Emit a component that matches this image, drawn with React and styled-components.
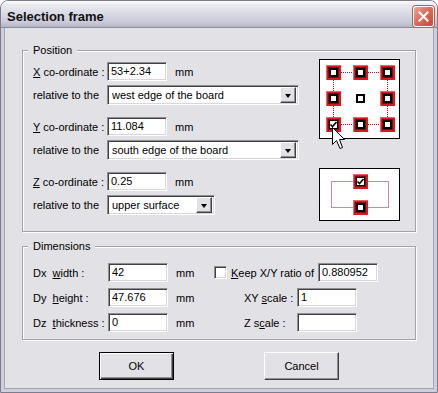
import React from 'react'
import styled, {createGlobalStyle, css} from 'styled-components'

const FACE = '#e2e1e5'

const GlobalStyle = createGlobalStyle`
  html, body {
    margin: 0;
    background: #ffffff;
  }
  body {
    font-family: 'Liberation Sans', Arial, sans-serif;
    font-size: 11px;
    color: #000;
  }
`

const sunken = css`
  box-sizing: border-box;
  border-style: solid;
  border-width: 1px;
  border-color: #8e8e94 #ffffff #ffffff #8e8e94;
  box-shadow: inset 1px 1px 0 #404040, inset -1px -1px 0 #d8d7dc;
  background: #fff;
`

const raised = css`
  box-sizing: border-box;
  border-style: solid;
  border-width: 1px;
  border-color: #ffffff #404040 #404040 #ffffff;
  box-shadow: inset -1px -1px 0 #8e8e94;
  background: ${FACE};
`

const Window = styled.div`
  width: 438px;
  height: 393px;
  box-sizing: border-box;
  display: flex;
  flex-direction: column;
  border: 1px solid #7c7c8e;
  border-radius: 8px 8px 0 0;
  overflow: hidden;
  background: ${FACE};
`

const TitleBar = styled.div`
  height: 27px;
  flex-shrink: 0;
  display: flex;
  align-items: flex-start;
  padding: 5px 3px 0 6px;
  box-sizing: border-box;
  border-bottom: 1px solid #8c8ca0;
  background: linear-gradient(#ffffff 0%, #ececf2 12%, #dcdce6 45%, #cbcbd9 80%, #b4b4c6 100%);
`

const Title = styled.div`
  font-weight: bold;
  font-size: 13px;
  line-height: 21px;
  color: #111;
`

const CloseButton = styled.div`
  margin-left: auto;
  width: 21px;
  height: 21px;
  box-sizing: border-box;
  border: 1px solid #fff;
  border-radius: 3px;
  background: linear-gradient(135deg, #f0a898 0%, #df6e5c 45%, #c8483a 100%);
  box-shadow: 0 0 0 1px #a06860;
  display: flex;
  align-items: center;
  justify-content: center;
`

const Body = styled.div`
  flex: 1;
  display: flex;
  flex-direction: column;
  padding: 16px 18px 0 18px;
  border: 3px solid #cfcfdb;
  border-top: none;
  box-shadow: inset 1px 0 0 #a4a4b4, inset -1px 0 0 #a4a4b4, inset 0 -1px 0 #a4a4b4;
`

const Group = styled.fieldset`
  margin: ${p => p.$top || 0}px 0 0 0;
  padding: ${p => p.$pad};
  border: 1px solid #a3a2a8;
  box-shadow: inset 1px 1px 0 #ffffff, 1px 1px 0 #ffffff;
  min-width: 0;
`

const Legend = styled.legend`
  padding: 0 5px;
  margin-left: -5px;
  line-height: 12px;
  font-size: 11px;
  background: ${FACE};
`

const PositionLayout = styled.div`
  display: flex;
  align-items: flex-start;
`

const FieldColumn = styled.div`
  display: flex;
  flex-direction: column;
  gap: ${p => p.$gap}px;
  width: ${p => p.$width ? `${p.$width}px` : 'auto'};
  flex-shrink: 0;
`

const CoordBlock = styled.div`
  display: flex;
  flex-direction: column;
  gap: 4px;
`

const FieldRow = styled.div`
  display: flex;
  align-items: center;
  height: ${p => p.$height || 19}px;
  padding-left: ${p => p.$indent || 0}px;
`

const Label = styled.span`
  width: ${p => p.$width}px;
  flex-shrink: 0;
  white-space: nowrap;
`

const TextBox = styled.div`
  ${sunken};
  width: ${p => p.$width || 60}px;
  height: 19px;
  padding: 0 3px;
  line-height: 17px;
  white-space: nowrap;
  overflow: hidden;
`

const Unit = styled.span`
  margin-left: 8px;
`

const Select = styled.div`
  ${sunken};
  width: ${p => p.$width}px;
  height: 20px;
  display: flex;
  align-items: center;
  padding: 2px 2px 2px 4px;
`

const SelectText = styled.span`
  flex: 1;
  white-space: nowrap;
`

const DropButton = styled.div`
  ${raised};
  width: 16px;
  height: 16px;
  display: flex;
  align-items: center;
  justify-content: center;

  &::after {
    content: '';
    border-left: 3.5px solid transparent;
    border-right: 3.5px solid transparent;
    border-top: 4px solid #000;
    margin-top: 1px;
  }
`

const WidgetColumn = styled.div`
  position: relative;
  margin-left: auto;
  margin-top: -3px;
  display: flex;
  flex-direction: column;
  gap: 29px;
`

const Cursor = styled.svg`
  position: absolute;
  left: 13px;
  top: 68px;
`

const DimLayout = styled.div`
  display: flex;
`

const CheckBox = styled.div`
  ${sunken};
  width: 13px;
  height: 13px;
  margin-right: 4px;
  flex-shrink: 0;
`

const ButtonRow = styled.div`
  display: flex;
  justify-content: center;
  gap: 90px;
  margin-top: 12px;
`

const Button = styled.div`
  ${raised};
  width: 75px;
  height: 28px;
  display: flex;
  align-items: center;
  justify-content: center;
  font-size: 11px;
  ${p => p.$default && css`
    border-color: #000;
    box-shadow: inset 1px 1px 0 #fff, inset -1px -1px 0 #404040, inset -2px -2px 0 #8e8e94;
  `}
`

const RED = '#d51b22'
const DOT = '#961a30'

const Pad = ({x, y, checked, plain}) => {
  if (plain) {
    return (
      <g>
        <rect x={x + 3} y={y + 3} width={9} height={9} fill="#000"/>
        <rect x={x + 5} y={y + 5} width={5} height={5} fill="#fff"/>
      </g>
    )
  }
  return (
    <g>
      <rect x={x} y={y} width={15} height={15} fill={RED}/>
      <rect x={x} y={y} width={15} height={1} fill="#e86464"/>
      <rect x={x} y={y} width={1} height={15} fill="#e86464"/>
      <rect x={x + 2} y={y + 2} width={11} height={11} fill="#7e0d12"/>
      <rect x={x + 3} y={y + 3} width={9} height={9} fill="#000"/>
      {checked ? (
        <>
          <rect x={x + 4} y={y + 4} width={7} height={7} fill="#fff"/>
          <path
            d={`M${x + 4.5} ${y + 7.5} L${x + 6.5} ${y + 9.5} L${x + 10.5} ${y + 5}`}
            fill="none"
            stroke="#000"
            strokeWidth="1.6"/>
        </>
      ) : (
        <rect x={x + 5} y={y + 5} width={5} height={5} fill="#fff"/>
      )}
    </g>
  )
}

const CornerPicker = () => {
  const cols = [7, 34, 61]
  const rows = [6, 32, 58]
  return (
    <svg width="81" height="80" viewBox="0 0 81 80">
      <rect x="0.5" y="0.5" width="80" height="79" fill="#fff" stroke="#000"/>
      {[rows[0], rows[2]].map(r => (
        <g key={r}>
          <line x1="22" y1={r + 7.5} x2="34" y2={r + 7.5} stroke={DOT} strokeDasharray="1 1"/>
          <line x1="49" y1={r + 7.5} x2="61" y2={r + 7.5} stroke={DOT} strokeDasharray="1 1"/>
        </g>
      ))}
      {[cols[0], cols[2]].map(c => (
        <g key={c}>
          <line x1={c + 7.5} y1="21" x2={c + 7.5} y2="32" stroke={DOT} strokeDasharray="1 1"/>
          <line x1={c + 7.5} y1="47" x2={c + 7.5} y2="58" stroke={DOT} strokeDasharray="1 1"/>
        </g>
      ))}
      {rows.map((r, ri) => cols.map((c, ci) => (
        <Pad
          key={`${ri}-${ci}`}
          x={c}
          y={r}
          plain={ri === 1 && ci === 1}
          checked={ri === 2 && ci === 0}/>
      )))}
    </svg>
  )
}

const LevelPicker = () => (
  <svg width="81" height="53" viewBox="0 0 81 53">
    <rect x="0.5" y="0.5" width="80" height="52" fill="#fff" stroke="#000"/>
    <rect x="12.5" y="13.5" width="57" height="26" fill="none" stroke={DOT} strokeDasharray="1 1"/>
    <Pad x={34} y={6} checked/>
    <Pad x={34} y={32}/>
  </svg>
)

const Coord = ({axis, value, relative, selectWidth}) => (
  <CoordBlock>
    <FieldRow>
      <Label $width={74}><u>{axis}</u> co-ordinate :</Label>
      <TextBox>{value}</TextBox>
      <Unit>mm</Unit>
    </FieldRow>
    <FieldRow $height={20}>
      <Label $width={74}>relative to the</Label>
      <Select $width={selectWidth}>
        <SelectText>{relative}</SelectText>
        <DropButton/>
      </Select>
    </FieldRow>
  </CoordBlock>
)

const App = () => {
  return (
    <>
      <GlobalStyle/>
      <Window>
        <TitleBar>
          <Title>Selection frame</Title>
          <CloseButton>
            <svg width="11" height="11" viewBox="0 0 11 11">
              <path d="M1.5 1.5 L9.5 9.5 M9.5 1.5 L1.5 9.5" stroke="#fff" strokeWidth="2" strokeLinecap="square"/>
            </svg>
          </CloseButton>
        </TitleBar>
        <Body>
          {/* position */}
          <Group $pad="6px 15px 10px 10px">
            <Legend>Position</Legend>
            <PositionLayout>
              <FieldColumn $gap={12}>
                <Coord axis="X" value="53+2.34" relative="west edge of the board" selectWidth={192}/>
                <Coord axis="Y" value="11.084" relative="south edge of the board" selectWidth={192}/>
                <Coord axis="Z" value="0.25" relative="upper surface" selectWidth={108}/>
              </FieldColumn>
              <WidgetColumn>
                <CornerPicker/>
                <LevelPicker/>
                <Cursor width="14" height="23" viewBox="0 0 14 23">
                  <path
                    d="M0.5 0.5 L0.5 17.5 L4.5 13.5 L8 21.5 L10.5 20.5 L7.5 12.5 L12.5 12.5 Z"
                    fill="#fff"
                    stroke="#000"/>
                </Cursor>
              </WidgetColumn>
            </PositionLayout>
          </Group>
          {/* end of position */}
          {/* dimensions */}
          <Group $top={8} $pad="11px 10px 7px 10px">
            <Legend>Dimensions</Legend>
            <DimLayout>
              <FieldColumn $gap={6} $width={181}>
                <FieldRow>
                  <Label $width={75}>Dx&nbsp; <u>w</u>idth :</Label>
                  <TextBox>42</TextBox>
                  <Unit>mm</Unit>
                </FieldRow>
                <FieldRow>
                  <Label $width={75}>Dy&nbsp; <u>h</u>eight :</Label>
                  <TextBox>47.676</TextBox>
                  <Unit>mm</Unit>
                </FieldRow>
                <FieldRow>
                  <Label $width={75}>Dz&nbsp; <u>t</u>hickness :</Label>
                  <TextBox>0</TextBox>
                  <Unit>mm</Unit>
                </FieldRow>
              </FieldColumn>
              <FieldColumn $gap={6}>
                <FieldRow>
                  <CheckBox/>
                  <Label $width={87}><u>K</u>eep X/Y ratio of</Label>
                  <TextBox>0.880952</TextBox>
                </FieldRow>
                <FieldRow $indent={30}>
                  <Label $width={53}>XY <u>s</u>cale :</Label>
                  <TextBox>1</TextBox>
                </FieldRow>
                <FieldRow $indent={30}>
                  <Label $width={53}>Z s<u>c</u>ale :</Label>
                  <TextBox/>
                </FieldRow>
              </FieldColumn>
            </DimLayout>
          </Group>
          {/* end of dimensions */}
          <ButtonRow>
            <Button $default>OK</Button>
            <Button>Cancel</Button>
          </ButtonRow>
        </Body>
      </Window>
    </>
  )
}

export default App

TASK TO CARRY OUT - Please reproduce the listing exactly from its opening line through the line that contains "const FACE = '#e2e1e5'", both included, with all pictures omitted.

WRITTEN RESPONSE -
Emit a component that matches this image, drawn with React and styled-components.
import React from 'react'
import styled, {createGlobalStyle, css} from 'styled-components'

const FACE = '#e2e1e5'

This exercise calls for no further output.